Here are some pictures at various zooms, showing the cross fading and
the debug inset mode:
Thanks a lot for all the advice, which I have tried to follow!
> Right. Make sure the whole critical path is 16-bit 565.
>> Drawing a single rectangle, (if pixel aligned---that is, just using
>> integer coordinates and an identity transformation), has lots of
>> fast-path treatment in cairo, so please take advantage of it. You can
>> do that with either:
>> to setup the clipping and then cairo_paint to do the painting, or
>> to draw the part you want. Either way you should be hitting the same
>> path in cairo to ask the X server to do very efficient things.
>> OK, so that's giving you image surfaces, and that's causing the slow
>> conversion when drawing to X. So the best would be to do that just
>> once, (get your data uploaded into an xlib surface, and then draw from
> Correct; about the only thing you can do here is use create_similar() on
> the xlib _window_ surface, draw your 24bpp image surface to that, and
> cache the 565 xlib surface for all further drawing. Note that you will
> _not_ get alpha because the surface is 565.
>> For a cairo context you can call cairo_get_target, (probably
>> context.get_target in python), to get the surface it's targeting. So
>> that should give you the surface you need from which you can call
>> create_similar. And for the case of a gdk drawable you can call
>> gdk_cairo_create, and then cairo_get_target. (I do think it's a little
>> annoying that GTK+ doesn't have a direct way to create a cairo surface
>> from a GDK drawable, but the gdk_cairo_create;cairo_get_target
>> approach works fine---even if its not quite obvious).
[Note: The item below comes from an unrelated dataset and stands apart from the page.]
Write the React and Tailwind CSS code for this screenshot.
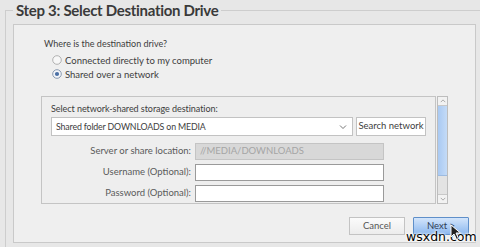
import React from "react";

function Radio({ checked }) {
  return (
    <svg width="10" height="10" viewBox="0 0 10 10" className="shrink-0">
      <circle cx="5" cy="5" r="4.3" fill={checked ? "#f4f6fa" : "#f7f7f7"} stroke={checked ? "#7d8ea8" : "#a9a9a9"} strokeWidth="0.9" />
      {checked && <circle cx="5" cy="5" r="2.1" fill="#4a6fa5" />}
    </svg>
  );
}

function Chevron({ up, size = 7, color = "#555" }) {
  return (
    <svg width={size} height={size} viewBox="0 0 8 8">
      <path d={up ? "M1 5.5 L4 2.5 L7 5.5" : "M1 2.5 L4 5.5 L7 2.5"} fill="none" stroke={color} strokeWidth="0.9" />
    </svg>
  );
}

export default function App() {
  const font = { fontFamily: "Lato, 'Open Sans', sans-serif" };
  return (
    <div className="relative w-[480px] h-[247px] overflow-hidden bg-[#e7e7e7] text-[#3d3d3d]" style={font}>
      <fieldset className="ml-[5px] w-[490px] border-t border-l border-[#cdcdcd] pb-[6px]">
        <legend className="ml-[7px] px-[3px] text-[15px] leading-[20px] font-bold text-[#3a3a3a] tracking-[-0.3px]">
          Step 3: Select Destination Drive
        </legend>
        <div className="ml-[7px] mt-[4px] w-[463px] h-[219px] border border-[#c9c9c9] bg-[#efefef] flex flex-col">
          <div className="ml-[30px] mt-[12px] text-[9px] leading-[13px]">Where is the destination drive?</div>
          <div className="ml-[38px] mt-[3px] flex flex-col">
            <div className="flex items-center gap-[3px] h-[14px] text-[9.5px] leading-[13px]">
              <Radio />
              <span>Connected directly to my computer</span>
            </div>
            <div className="flex items-center gap-[3px] h-[14px] text-[9.5px] leading-[13px]">
              <Radio checked />
              <span>Shared over a network</span>
            </div>
          </div>
          <div className="ml-[27px] mt-[15px] flex gap-[1px]">
            <div className="w-[395px] h-[108px] border border-[#c4c4c4] bg-[#eeeeee] pl-[9px] pt-[5px] flex flex-col">
              <div className="text-[9px] leading-[13px] tracking-[-0.05px]">Select network-shared storage destination:</div>
              <div className="mt-[2px] flex gap-[3px]">
                <div className="w-[302px] h-[19px] border border-[#c2c2c2] bg-white flex items-center justify-between pl-[4px] pr-[5px] text-[8.8px] tracking-[-0.15px]">
                  <span>Shared folder DOWNLOADS on MEDIA</span>
                  <Chevron size={8} color="#666" />
                </div>
                <div className="w-[70px] h-[19px] border border-[#c2c2c2] bg-white flex items-center justify-center text-[9.5px]">
                  Search network
                </div>
              </div>
              <div className="mt-[7px] flex flex-col gap-[4px]">
                <div className="flex items-center">
                  <div className="w-[144px] text-right pr-[4px] text-[9.5px] text-[#5a5a5a]">Server or share location:</div>
                  <div className="w-[189px] h-[17px] border border-[#c4c4c4] bg-[#d8d8d8] flex items-center pl-[4px] text-[9.5px] text-[#a5a5a5]">
                    //MEDIA/DOWNLOADS
                  </div>
                </div>
                <div className="flex items-center">
                  <div className="w-[144px] text-right pr-[4px] text-[9.5px] text-[#5a5a5a]">Username (Optional):</div>
                  <div className="w-[189px] h-[17px] border border-[#9a9a9a] bg-white" />
                </div>
                <div className="flex items-center">
                  <div className="w-[144px] text-right pr-[4px] text-[9.5px] text-[#5a5a5a]">Password (Optional):</div>
                  <div className="w-[189px] h-[17px] border border-[#9a9a9a] bg-white" />
                </div>
              </div>
            </div>
            <div className="w-[11px] h-[108px] border border-[#bdbdbd] bg-[#e3e3e3] flex flex-col">
              <div className="h-[9px] flex items-center justify-center border-b border-[#c8c8c8] bg-[#f2f2f2]">
                <Chevron up size={6} color="#888" />
              </div>
              <div className="h-[70px] bg-gradient-to-r from-[#a9c9f2] to-[#c4dbf7] border-b border-[#9dbbe0]" />
              <div className="flex-1" />
              <div className="h-[9px] flex items-center justify-center border-t border-[#c8c8c8] bg-[#f2f2f2]">
                <Chevron size={6} color="#888" />
              </div>
            </div>
          </div>
          <div className="mt-[13px] mr-[6px] flex justify-end gap-[8px]">
            <div className="w-[56px] h-[18px] border border-[#c3c3c3] bg-gradient-to-b from-[#fbfbfb] to-[#ececec] flex items-center justify-center text-[9.5px] text-[#555]">
              Cancel
            </div>
            <div className="w-[56px] h-[18px] border border-[#5f8fc9] bg-gradient-to-b from-[#d3e5fb] to-[#8db8ee] flex items-center justify-center text-[9.5px] text-[#2f3d55] rounded-[1px]">
              Next &gt;
            </div>
          </div>
        </div>
      </fieldset>
      <div
        className="absolute left-[406px] top-[229px] text-[12.5px] leading-[16px] text-black"
        style={{ fontFamily: "'DejaVu Sans', sans-serif", textShadow: "0 0 2px #fff, 0 0 2px #fff, 0 0 3px #fff" }}
      >
        wsxdn.com
      </div>
      <svg className="absolute left-[450px] top-[224px]" width="12" height="17" viewBox="0 0 12 17">
        <path d="M1 1 L1 13 L4 10 L6.5 15.5 L8.5 14.5 L6 9 L10.5 9 Z" fill="#222" stroke="#fff" strokeWidth="1" strokeLinejoin="round" />
      </svg>
    </div>
  );
}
> Again, ensure that _any_ surfaces you use in your critical paths are
> 565. If anything is not 565, you'll be subject to Xlib having to smash
> an 888 pixmap down to 565, and that's not very fast, even with MMX.
>> Anyway, I hope that all works out well for you. And I'm looking
>> forward to hearing what kinds of performance improvements you get from
>> using cairo xlib surfaces of the desired depth.